With the discretionary sector continuing to struggle let’s take a look at Lululemon. While there is no “Lemon law” that we can turn to when investing in stocks that continue to tumble, we can use the weight of the evidence to help us steer clear of securities that are more trouble than they are worth, or better yet, participate in a profitable move to the downside. Is this such an opportunity? The GoNoGo Chart below shows daily prices for the leisurewear company, and we can see immediately that we are at an inflection point. After a few months of a “NoGo” that saw $LULU trading near $282, prices have risen last week and ended the weak painting amber “Go Fish” bars. GoNoGo Oscillator has also risen to test the zero line from below and is now riding the zero line as volatility shrinks. If price is to return to the “NoGo” trend, we will likely see the oscillator get rejected at this level. If it does, we can expect price to move lower after setting a new lower high as it has throughout the last few months.

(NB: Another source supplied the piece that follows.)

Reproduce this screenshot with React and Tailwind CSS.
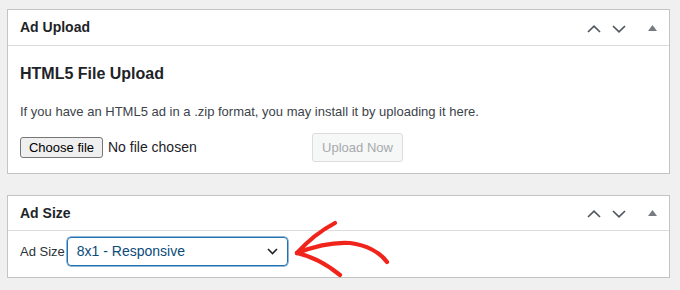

On the lookout for an entry into the possible return to a “NoGo” on the daily chart, we step down again to a smaller time frame. The GoNoGo Chart below shows 30 minute price bars and we can see that the “NoGo” has emerged again here. After GoNoGo Oscillator broke below the zero line on March 3rd, price struggled to hold “Go” colors and we saw amber “Go Fish” bars and then “NoGo” pinks and purples. On this shorter timeframe GoNoGo Oscillator is riding the zero line as well, causing the climbing grid of GoNoGo Squeeze to reach its extreme. We will look to see if the oscillator breaks out of the squeeze into negative territory, which would indicate a resurgence of the “NoGo” trend as momentum returns. If the Oscillator does indeed move lower, we will see a NoGo Trend Continuation Icon (red circle) above the price bar, offering a relatively low risk opportunity to participate in any move lower.